The ritual opens by calling upon the assembled princes of the mikado's family, the ministers of state, and all other officials, to listen, in words which are a modern addition after the establishment of a form of administration modelled on that of the Chinese. To this succeeds a second enumeration of the sovereign's servants, according to the old division, into scarf-wearing companies (women attendants), sash-wearing companies (cooks), quiver-bearing and sword-bearing companies (guards), with which begins the genuine ancient text.

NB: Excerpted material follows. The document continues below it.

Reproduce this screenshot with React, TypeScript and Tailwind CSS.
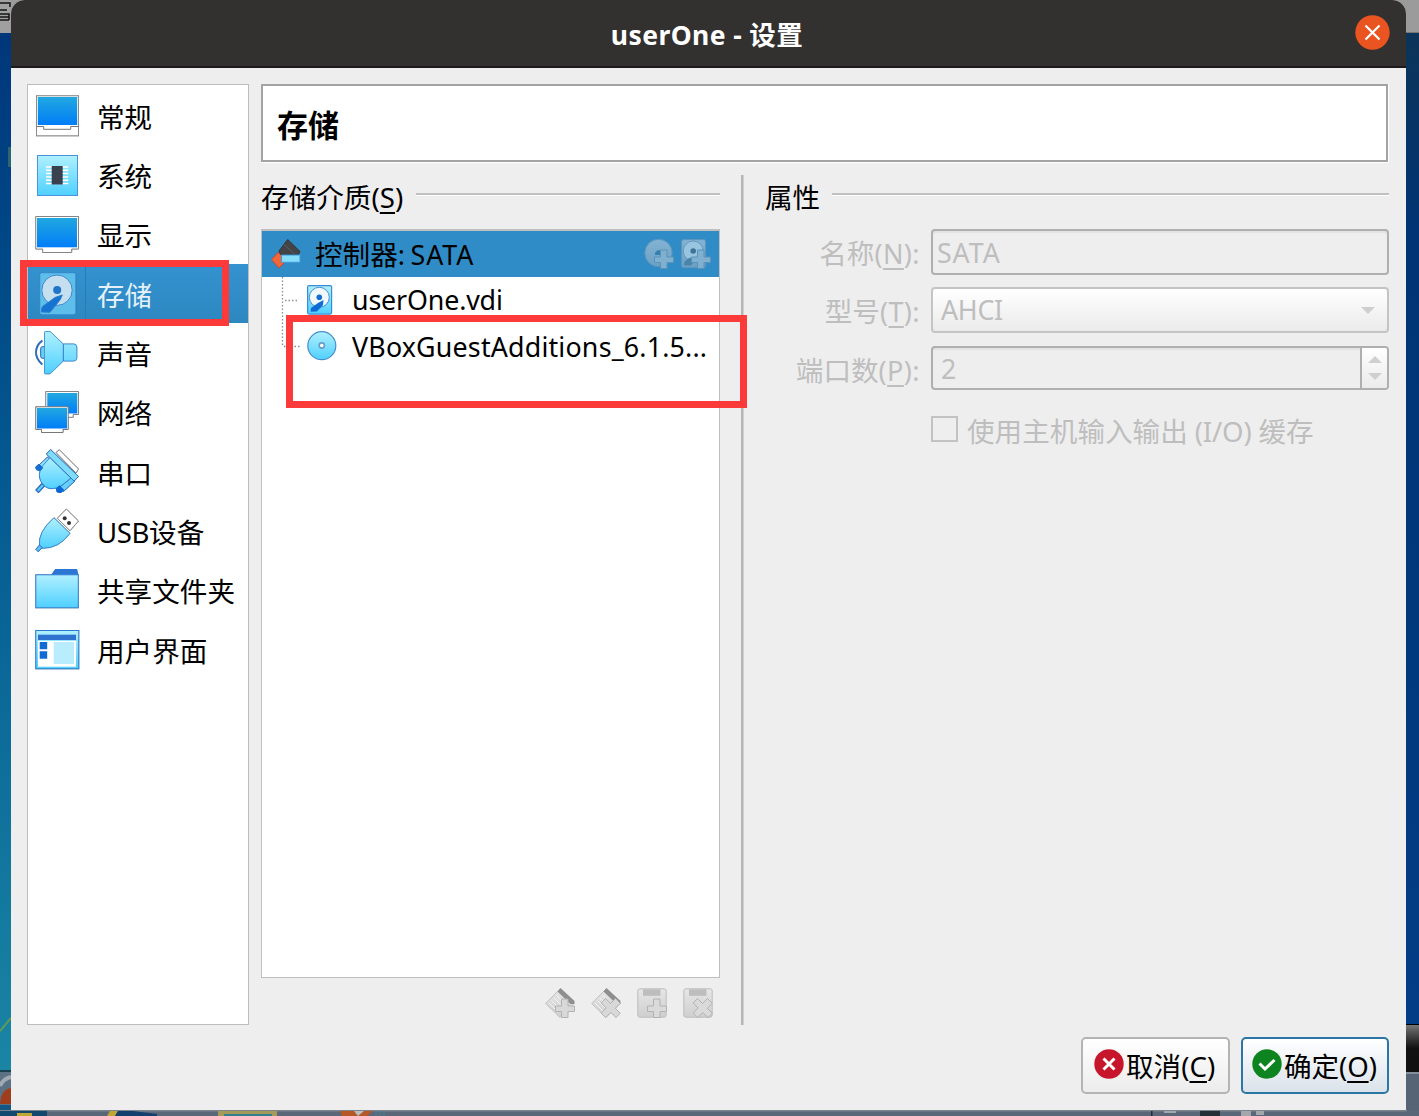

The nature of the mikado's title to rule over the land is then stated, as in the ritual of the gods of pestilence, already quoted, after which we have a list of the offences of which the nation is to be purged.

Amongst the various sorts of offences which may be committed in ignorance or out of negligence by heaven's increasing people, who shall come into being in the country, which the Sovran GRANDCHILD'S augustness, hiding in the fresh RESIDENCE, built by stoutly planting the HOUSE-pillars on the bottom-most rocks, and exalting the crossbeams to the plain of high heaven, as his SHADE from the heavens and SHADE from the sun, shall tranquilly rule as a peaceful country, namely, the country of great Yamato, where the sun is seen on high, which he fixed upon as a peaceful country, as the centre of the countries of the four quarters thus bestowed upon him-breaking the ridges, filling up watercourses, opening sluices, double sowing, planting stakes, flaying alive, flaying backwards, and dunging; many of such offences are distinguished as heavenly offences, and as earthly offences; cutting living flesh, cutting dead flesh, leprosy, proud flesh, the offence committed with one's own mother, the offence committed with one's own child, the offence committed with mother and child, the offence committed with child and mother, the offence committed with beasts, calamities of crawling worms, calamities of a god on high, calamities of birds on high, the offences of killing beasts and using incantations ; many of such offences may be disclosed."

The high priest then arranges the sacrifices, and, turning round to the assembled company, waves before them a sort of broom made of grass, to symbolise the sweeping away of their offences. At this point occurs in the original a direction to the priest to repeat "the great ritual, the heavenly ritual," which has exceedingly puzzled most of the commentators, because the said ritual is not forthcoming from the authorised collection of rituals. By the industry of Hirata, however, several versions of what seems to be the missing document have been discovered, and it turns out to have been a short address to all the gods, calling upon them to hear the remaining part of the principal ritual, which describes how the sins of the people are swept away and

got rid of by the gods of purification, after which the original proceeds :

"When he has thus repeated it, the heavenly gods will push open heaven's eternal gates, and cleaving a path with might through the manifold clouds of heaven, will hear; and the country gods, ascending to the tops of the high mountains, and to the tops of the low hills, and tearing asunder the mists of the high mountains and the mists of the low hills, will hear.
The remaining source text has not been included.